No Boston rookies, however, shined brighter than Ellsbury and second baseman Dustin Pedroia, who were a combined 7 for 10 with four RBIs in Game 3 after becoming the first pair of rookies to bat 1-2 in the World Series. Born one month apart, Ellsbury and Pedroia were both Pac-10 stars (Pedroia attended Arizona State) before becoming Red Sox first-round picks. Ellsbury rose through the minors behind Pedroia, who made his Red Sox debut in September 2006 but struggled in his audition, hitting just .194. "We still knew that he was ready to be our everyday second baseman," Boston's vice president of player personnel Ben Cherington says of Pedroia, who emerged this season as a Rookie of the Year frontrunner and had a hit in all but three of Boston's 14 postseason games. "With Jacoby, we felt he still needed to work on his defense and using the whole field at the plate. Frankly, we didn't ever think he'd be starting for us in the playoffs."

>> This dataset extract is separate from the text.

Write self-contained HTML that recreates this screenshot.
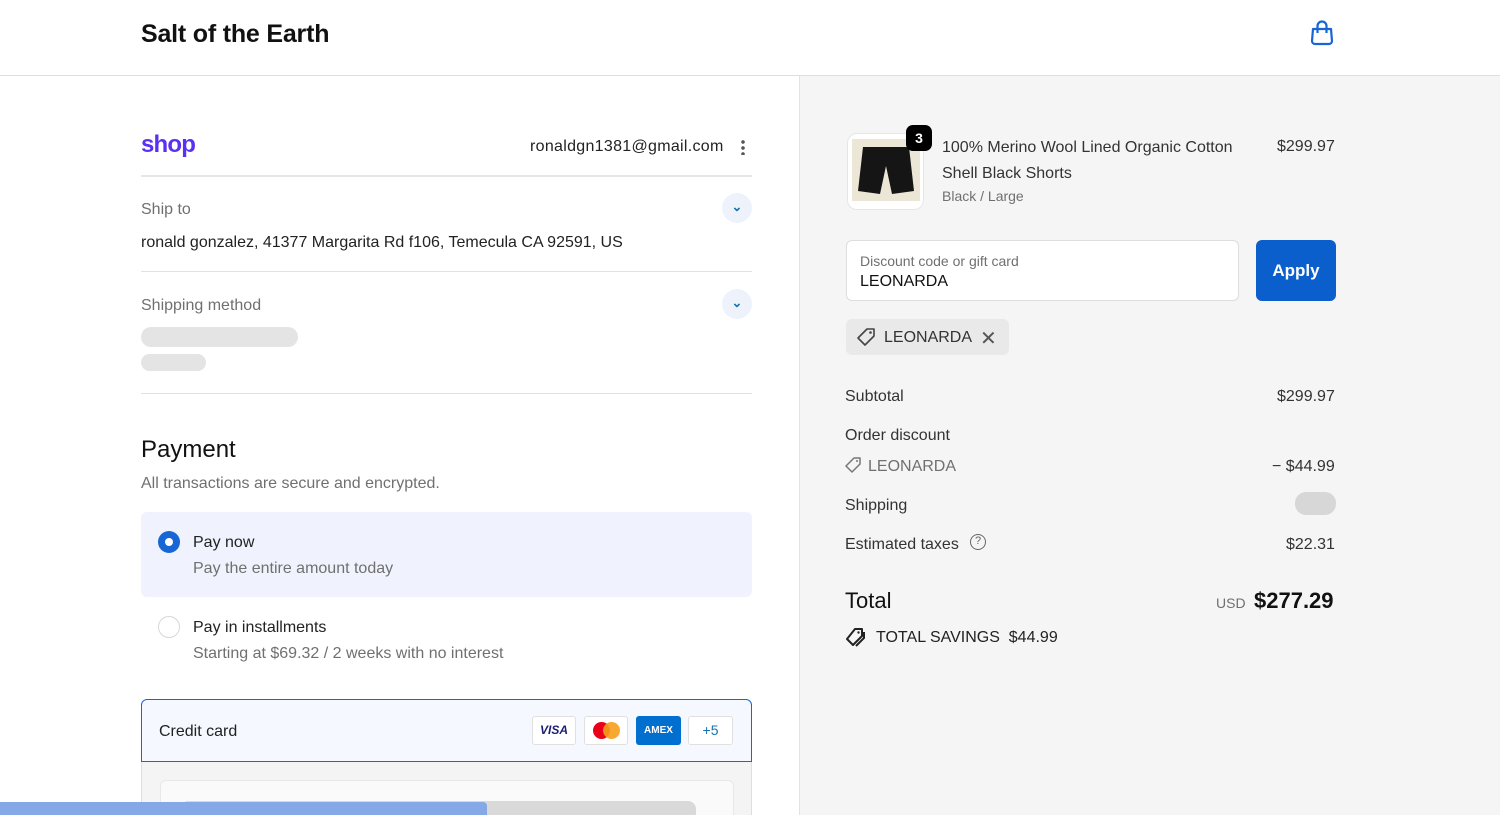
<!DOCTYPE html>
<html><head><meta charset="utf-8"><style>
*{box-sizing:border-box;margin:0;padding:0}
html,body{width:1500px;height:815px;overflow:hidden}
body{font-family:"Liberation Sans",sans-serif;color:#1a1a1a;background:#fff;position:relative}
.a{position:absolute;white-space:nowrap}
.g{color:#707070}
</style></head><body>
<div class="a" style="left:141px;top:20px;font-size:25px;font-weight:bold;color:#111;letter-spacing:-0.2px">Salt of the Earth</div>
<svg class="a" style="left:1309px;top:19px" width="26" height="28" viewBox="0 0 26 28"><path d="M4 10h18l1 12a3 3 0 0 1-3 3H6a3 3 0 0 1-3-3z" fill="none" stroke="#1866d6" stroke-width="2.2" stroke-linejoin="round"/><path d="M8.5 14V7a4.5 4.5 0 0 1 9 0v7" fill="none" stroke="#1866d6" stroke-width="2.2"/></svg>
<div class="a" style="left:0;top:75px;width:1500px;height:1px;background:#dedede"></div>
<div class="a" style="left:799px;top:76px;width:701px;height:739px;background:#f5f5f5;border-left:1px solid #e3e3e3"></div>

<div class="a" style="left:141px;top:131px;font-size:24px;font-weight:bold;color:#5a31f4;letter-spacing:-0.8px">shop</div>
<div class="a" style="left:530px;top:138px;font-size:16px;color:#222;letter-spacing:0.3px">ronaldgn1381@gmail.com</div>
<div class="a" style="left:741px;top:139px;width:4px;height:16px;background:radial-gradient(circle,#555 1.6px,transparent 2px) 0 0/4px 6px"></div>
<div class="a" style="left:141px;top:175px;width:611px;height:2px;background:#e6e6e6"></div>
<div class="a g" style="left:141px;top:201px;font-size:16px">Ship to</div>
<div class="a" style="left:722px;top:193px;width:30px;height:30px;border-radius:50%;background:#eef3fb;text-align:center;line-height:28px;color:#1773b0;font-size:13px;font-weight:bold">⌄</div>
<div class="a" style="left:141px;top:234px;font-size:16px;color:#222">ronald gonzalez, 41377 Margarita Rd f106, Temecula CA 92591, US</div>
<div class="a" style="left:141px;top:271px;width:611px;height:1px;background:#e1e1e1"></div>
<div class="a g" style="left:141px;top:297px;font-size:16px">Shipping method</div>
<div class="a" style="left:722px;top:289px;width:30px;height:30px;border-radius:50%;background:#eef3fb;text-align:center;line-height:28px;color:#1773b0;font-size:13px;font-weight:bold">⌄</div>
<div class="a" style="left:141px;top:327px;width:157px;height:20px;border-radius:10px;background:#e4e4e4"></div>
<div class="a" style="left:141px;top:354px;width:65px;height:17px;border-radius:9px;background:#e4e4e4"></div>
<div class="a" style="left:141px;top:393px;width:611px;height:1px;background:#e1e1e1"></div>

<div class="a" style="left:141px;top:436px;font-size:24px;font-weight:500;color:#111">Payment</div>
<div class="a g" style="left:141px;top:475px;font-size:16px">All transactions are secure and encrypted.</div>
<div class="a" style="left:141px;top:512px;width:611px;height:85px;border-radius:6px;background:#f0f3fd"></div>
<div class="a" style="left:158px;top:531px;width:22px;height:22px;border-radius:50%;background:#1866d6"></div>
<div class="a" style="left:165px;top:538px;width:8px;height:8px;border-radius:50%;background:#fff"></div>
<div class="a" style="left:193px;top:534px;font-size:16px;color:#222">Pay now</div>
<div class="a g" style="left:193px;top:560px;font-size:16px">Pay the entire amount today</div>
<div class="a" style="left:158px;top:616px;width:22px;height:22px;border-radius:50%;border:1px solid #d6d6d6"></div>
<div class="a" style="left:193px;top:619px;font-size:16px;color:#222">Pay in installments</div>
<div class="a g" style="left:193px;top:645px;font-size:16px">Starting at $69.32 / 2 weeks with no interest</div>

<div class="a" style="left:141px;top:699px;width:611px;height:63px;border:1.5px solid #1866d6;border-radius:6px 6px 0 0;background:#f5f8fe"></div>
<div class="a" style="left:159px;top:723px;font-size:16px;color:#222">Credit card</div>
<div class="a" style="left:532px;top:716px;width:44px;height:29px;border:1px solid #e0e0e0;border-radius:3px;background:#fff;font:italic bold 12px 'Liberation Sans';color:#1a1f71;text-align:center;line-height:27px">VISA</div>
<div class="a" style="left:584px;top:716px;width:44px;height:29px;border:1px solid #e0e0e0;border-radius:3px;background:#fff"></div>
<div class="a" style="left:593px;top:722px;width:17px;height:17px;border-radius:50%;background:#eb001b"></div>
<div class="a" style="left:603px;top:722px;width:17px;height:17px;border-radius:50%;background:#f79e1b;opacity:.9"></div>
<div class="a" style="left:636px;top:716px;width:45px;height:29px;border-radius:3px;background:#016fd0;color:#fff;font:bold 10px 'Liberation Sans';text-align:center;line-height:29px">AMEX</div>
<div class="a" style="left:688px;top:716px;width:45px;height:29px;border:1px solid #e0e0e0;border-radius:3px;background:#fff;font-size:14px;color:#1773b0;text-align:center;line-height:27px">+5</div>
<div class="a" style="left:141px;top:762px;width:611px;height:60px;background:#f4f4f4;border:1px solid #dedede;border-top:0"></div>
<div class="a" style="left:160px;top:780px;width:574px;height:50px;background:#fafafa;border:1px solid #e8e8e8;border-radius:6px"></div>
<div class="a" style="left:180px;top:801px;width:516px;height:20px;border-radius:8px;background:#d9d9d9"></div>
<div class="a" style="left:0;top:802px;width:487px;height:20px;border-radius:0 4px 0 0;background:#84a9e6"></div>

<div class="a" style="left:847px;top:133px;width:77px;height:77px;border-radius:10px;background:#fff;border:1px solid #e6e6e6;overflow:hidden">
<div style="position:absolute;left:4px;top:5px;width:68px;height:62px;background:#ece6d6"></div>
<svg style="position:absolute;left:5px;top:10px" width="66" height="55"><path d="M10 3h46l5 44-22 3-6-28-6 28-22-3z" fill="#151515"/></svg>
</div>
<div class="a" style="left:906px;top:125px;width:26px;height:26px;border-radius:7px;background:#000;color:#fff;font-size:14px;font-weight:bold;text-align:center;line-height:26px">3</div>
<div class="a" style="left:942px;top:135px;font-size:16px;color:#333;line-height:26px">100% Merino Wool Lined Organic Cotton<br>Shell Black Shorts</div>
<div class="a g" style="left:942px;top:188px;font-size:14px">Black / Large</div>
<div class="a" style="left:1277px;top:138px;font-size:16px;color:#333">$299.97</div>

<div class="a" style="left:846px;top:240px;width:393px;height:61px;border:1px solid #dedede;border-radius:6px;background:#fff"></div>
<div class="a g" style="left:860px;top:253px;font-size:14px">Discount code or gift card</div>
<div class="a" style="left:860px;top:273px;font-size:16px;color:#111">LEONARDA</div>
<div class="a" style="left:1256px;top:240px;width:80px;height:61px;border-radius:6px;background:#0b5fcc;color:#fff;font-size:17px;font-weight:bold;text-align:center;line-height:62px">Apply</div>

<div class="a" style="left:846px;top:319px;width:163px;height:36px;border-radius:6px;background:#e9e9e9"></div>
<svg class="a" style="left:856px;top:327px" width="22" height="20" viewBox="0 0 22 20"><path d="M11 2h7v7l-9 9-7-7z" fill="none" stroke="#444" stroke-width="1.6" stroke-linejoin="round"/><circle cx="14.5" cy="5.5" r="1.3" fill="#444"/></svg>
<div class="a" style="left:884px;top:329px;font-size:16px;color:#333">LEONARDA</div>
<div class="a" style="left:980px;top:326px;font-size:20px;color:#555">✕</div>

<div class="a" style="left:845px;top:388px;font-size:16px;color:#333">Subtotal</div>
<div class="a" style="left:1277px;top:388px;font-size:16px;color:#333">$299.97</div>
<div class="a" style="left:845px;top:427px;font-size:16px;color:#333">Order discount</div>
<svg class="a" style="left:845px;top:457px" width="18" height="17" viewBox="0 0 18 17"><path d="M9 1h6v6l-8 8-6-6z" fill="none" stroke="#777" stroke-width="1.5" stroke-linejoin="round"/><circle cx="12" cy="4" r="1" fill="#777"/></svg>
<div class="a g" style="left:868px;top:458px;font-size:16px">LEONARDA</div>
<div class="a" style="left:1272px;top:458px;font-size:16px;color:#333">− $44.99</div>
<div class="a" style="left:845px;top:497px;font-size:16px;color:#333">Shipping</div>
<div class="a" style="left:1295px;top:492px;width:41px;height:23px;border-radius:11px;background:#d7d7d7"></div>
<div class="a" style="left:845px;top:536px;font-size:16px;color:#333">Estimated taxes</div>
<div class="a" style="left:970px;top:534px;width:16px;height:16px;border-radius:50%;border:1.5px solid #666;font-size:11px;text-align:center;line-height:13px;color:#666">?</div>
<div class="a" style="left:1286px;top:536px;font-size:16px;color:#333">$22.31</div>
<div class="a" style="left:845px;top:588px;font-size:22px;font-weight:500;color:#111">Total</div>
<div class="a g" style="left:1216px;top:595px;font-size:14px">USD</div>
<div class="a" style="left:1254px;top:588px;font-size:22px;font-weight:bold;color:#111">$277.29</div>
<svg class="a" style="left:845px;top:627px" width="22" height="20" viewBox="0 0 22 20"><path d="M10 2h7v7l-9 9-6-6z" fill="none" stroke="#222" stroke-width="2" stroke-linejoin="round"/><path d="M19 5v6l-8 8" fill="none" stroke="#222" stroke-width="2"/><circle cx="13.5" cy="5.5" r="1.2" fill="#222"/></svg>
<div class="a" style="left:876px;top:629px;font-size:16px;color:#222">TOTAL SAVINGS&nbsp; $44.99</div>
</body></html>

No one did -- not even Ellsbury, who sliced up pitchers at Portland and Pawtucket before getting his ticket to The Show on June 30. He almost instantly became a Fenway favorite after he scored from second base on a wild pitch in his third game in the majors, but over the next two months he shuttled between Boston and Pawtucket before sticking in the majors in September, a month in which he hit .361. Ellsbury stepped to the plate just once in Boston's first eight postseason games a pinch-hit appearance in Game 3 of the ALDS against the Angels.

"To be honest, we didn't know much about him until we saw him in the Series," says Rockies third baseman Garrett Atkins. "He showed that he's the whole package -- great hitter, great with the glove. And wow, the speed."

It's no wonder Ellsbury -- whose home-to-first speed has been clocked at 3.8 seconds -- is one of the fastest baserunners in the game. Ellsbury, who is of Native American descent, has family roots with a clan of the Navajo called the Tachiinii, which translates to "red running into water," and, according to family lore, his great great grandfather was so admired for his speed that Navajos called him "Antelope Feet." A native of Madras, Ore., Ellsbury -- whose father Jim is a forester for the Bureau of Indian Affairs and mother Margie is a special education instructor at the Warm Springs Indian Reservation in central Oregon -- was lightly recruited out of high school but quickly became a star at Oregon State, where he set the single-season record for hits in 2005. "Above all we loved his athleticism," says Cherington, whose Red Sox took him 23rd overall in the '05 draft. "He's still developing. One thing you'll see is his power -- balls that are line drives are eventually going to go out of the park."

During the Red Sox's last World Series run, in 2004, while he was a student at Oregon State, Ellsbury -- wearing a Boston jersey and a wig -- dressed up as then Boston center-fielder Johnny Damon for Halloween. "Wasn't very convincing," he says. After his splendid October, Ellsbury looks every bit ready to play the part.